= RhTx =

Peptide toxin

RhTx is a small peptide toxin from Scolopendra subspinipes mutilans, also called the Chinese red-headed centipede. RhTx binds to the outer pore region of the temperature regulated TRPV1 ion channel, preferably in activated state, causing a downwards shift in the activation threshold temperature, which leads to the immediate onset of heat pain.

== Sources ==
RhTx is a component of the venom of the S. subspinipes mutilans, also called the Chinese red-headed centipede.

== Chemistry ==
RhTx is a small peptide toxin, with a compact 3D-structure. The gene encoding for RhTx translates into a 69 amino acid peptide that shows no homology to any known animal toxin. This peptide, after post- translational modifications, yields a mature toxin of 27 amino acids. RhTx has two pairs of disulfide bonds. While the N-terminus of the peptide contains no charged amino acids, the C-terminus of the peptide is rich in charged amino acids. In the folded peptide, these charged amino acids are all located on the same side of the peptide, making RhTx a polar molecule.

== Target ==
RhTx binds to the outer pore region of the polymodal TRPV1 ion channel. The toxin preferably binds to TRPV1 in the activated state of the channel. RhTx has a high affinity for the TRPV1 ion channel, which results in very rapid binding and slow unbinding.
The TRPV1 channel is a non-selective cation channel, with a high permeability to Ca^{2+}.
TRPV1 is mainly expressed in sensory neurons and can be activated by different stimuli, including high temperatures (heat), acids, pollutants with negative electric charge and endogenous metabolites such as anandamide. The channel is also targeted by the active component of chilli peppers capsaicin, and the spider toxins Vanillotoxin and DkTx.

== Mode of action ==
After binding to the outer pore region of the TRPV1, RhTx can interact with both the turret and the pore helix through electrostatic and hydrophobic interactions. RhTx binding is expected to induce conformational changes to the outer pore, which are thought to be the cause of the drop of the activation threshold for the TRPV1 channel.
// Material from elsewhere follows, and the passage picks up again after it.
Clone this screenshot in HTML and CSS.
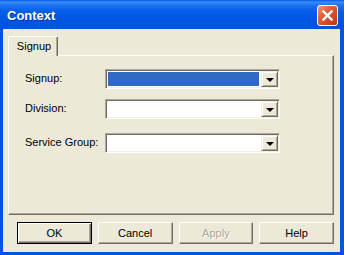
FILE: index.html
```html
<!DOCTYPE html>
<html lang="en">
  <head>
    <meta charset="UTF-8" />
    <title>Context</title>
    <link rel="stylesheet" href="styles.css">
  </head>
  <body>
    <div class="window">
      <div class="titlebar">
        <span class="title">Context</span>
        <button class="close" type="button">
          <svg width="19" height="19" viewBox="0 0 19 19">
            <path d="M5.5 5.5 L13.5 13.5 M13.5 5.5 L5.5 13.5" stroke="#fff" stroke-width="2.4" stroke-linecap="square" fill="none" />
          </svg>
        </button>
      </div>

      <div class="client">
        <div class="tabs">
          <div class="tab">Signup</div>
        </div>

        <div class="panel">
          <div class="row">
            <label class="label">Signup:</label>
            <div class="combo">
              <div class="field selected"></div>
              <span class="drop"><i class="arrow"></i></span>
            </div>
          </div>
          <div class="row">
            <label class="label">Division:</label>
            <div class="combo">
              <div class="field"></div>
              <span class="drop"><i class="arrow"></i></span>
            </div>
          </div>
          <div class="row row-spaced">
            <label class="label">Service Group:</label>
            <div class="combo">
              <div class="field"></div>
              <span class="drop"><i class="arrow"></i></span>
            </div>
          </div>
        </div>

        <div class="buttons">
          <button class="btn default" type="button">OK</button>
          <button class="btn" type="button">Cancel</button>
          <button class="btn disabled" type="button">Apply</button>
          <button class="btn" type="button">Help</button>
        </div>
      </div>
    </div>
  </body>
</html>
```

FILE: styles.css
```css
* {
  box-sizing: border-box;
  margin: 0;
  padding: 0;
}

body {
  width: 344px;
  height: 255px;
  overflow: hidden;
  font-family: "Liberation Sans", Arial, sans-serif;
  font-size: 11px;
  color: #000;
}

.window {
  width: 344px;
  height: 255px;
  display: flex;
  flex-direction: column;
}

/* Title bar */
.titlebar {
  height: 29px;
  display: flex;
  align-items: center;
  justify-content: space-between;
  padding: 2px 6px 0 7px;
  background: linear-gradient(to bottom, #0058e6 0%, #3d8cf5 7%, #1c72ef 18%, #065de8 40%, #0055e5 75%, #0050dc 100%);
}

.title {
  color: #fff;
  font-size: 13px;
  font-weight: bold;
  text-shadow: 1px 1px #0a2f9c;
}

.close {
  width: 21px;
  height: 21px;
  border: 1px solid #fff;
  border-radius: 3px;
  background: linear-gradient(135deg, #f1977a 0%, #e0633f 35%, #cf4724 70%, #bd3412 100%);
  display: flex;
  align-items: center;
  justify-content: center;
}

/* Client area */
.client {
  flex: 1;
  display: flex;
  flex-direction: column;
  background-color: #ece9d8;
  border-left: 3px solid #0055e5;
  border-right: 4px solid #0055e5;
  border-bottom: 3px solid #0052df;
  padding: 7px 6px 8px 5px;
}

.tabs {
  display: flex;
  height: 19px;
}

.tab {
  width: 50px;
  height: 20px;
  margin-bottom: -1px;
  position: relative;
  z-index: 1;
  background-color: #ece9d8;
  border-top: 1px solid #fff;
  border-left: 1px solid #fff;
  border-right: 1px solid #716f64;
  border-radius: 2px 2px 0 0;
  box-shadow: inset -1px 0 #aca899;
  text-align: center;
  line-height: 18px;
  padding-left: 2px;
}

.panel {
  height: 160px;
  border-top: 1px solid #fff;
  border-left: 1px solid #fff;
  border-right: 1px solid #716f64;
  border-bottom: 1px solid #716f64;
  box-shadow: inset -1px -1px #aca899;
  padding: 13px 0 0 16px;
  display: flex;
  flex-direction: column;
  gap: 10px;
}

.row {
  display: flex;
  align-items: center;
  height: 20px;
}

.row-spaced {
  margin-top: 4px;
}

.label {
  width: 80px;
  padding-bottom: 3px;
}

.combo {
  width: 175px;
  height: 20px;
  display: flex;
  background-color: #fff;
  border: 1px solid;
  border-color: #aca899 #fff #fff #aca899;
  box-shadow: inset 1px 1px #716f64, inset -1px -1px #f1efe2;
  padding: 1px 1px 1px 1px;
}

.field {
  flex: 1;
  margin: 1px 2px 1px 1px;
}

.field.selected {
  background-color: #316ac5;
}

.drop {
  width: 17px;
  height: 16px;
  display: flex;
  align-items: center;
  justify-content: center;
  background-color: #ece9d8;
  border: 1px solid;
  border-color: #f1efe2 #716f64 #716f64 #f1efe2;
  box-shadow: inset 1px 1px #fff, inset -1px -1px #aca899;
}

.arrow {
  width: 0;
  height: 0;
  border-left: 4px solid transparent;
  border-right: 4px solid transparent;
  border-top: 4px solid #000;
  margin-top: 1px;
}

/* Dialog buttons */
.buttons {
  display: flex;
  gap: 6px;
  margin-top: 7px;
  padding-left: 9px;
}

.btn {
  width: 75px;
  height: 22px;
  font-family: "Liberation Sans", Arial, sans-serif;
  font-size: 11px;
  color: #000;
  background-color: #ece9d8;
  border: 1px solid;
  border-color: #fff #716f64 #716f64 #fff;
  box-shadow: inset -1px -1px #aca899;
}

.btn.default {
  border: 1px solid #000;
  box-shadow: inset 1px 1px #fff, inset -1px -1px #716f64, inset -2px -2px #aca899;
}

.btn.disabled {
  color: #aca899;
  text-shadow: 1px 1px #fff;
}
```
These changes strongly promote the opening of the TRPV1 channel at the normal body temperature of the organism, resulting in intense burning pain.
It is hypothesized that RhTx binding might also interfere with ion permeation due to its interaction with the pore helix.

== Toxicity ==
In mice, injections of RhTx induced pain behavior, which was distinct from pain behavior mediated by inflammation, but similar to the behavior elicited by capsaicin injection. Injections in mice also caused a rapid drop of core body temperature at normal conditions, by less than 1 degree Celsius. The EC_{50} in mice is estimated to be 500 nM.
While the effect of isolated RhTx administration is not known in humans, bites of the S. subspinipes mutilans species generally cause immediate localized burning pain, followed by edema, erythema and other localized symptoms. Serious morbidity is very uncommon and treatment is supportive, focusing on treating symptoms.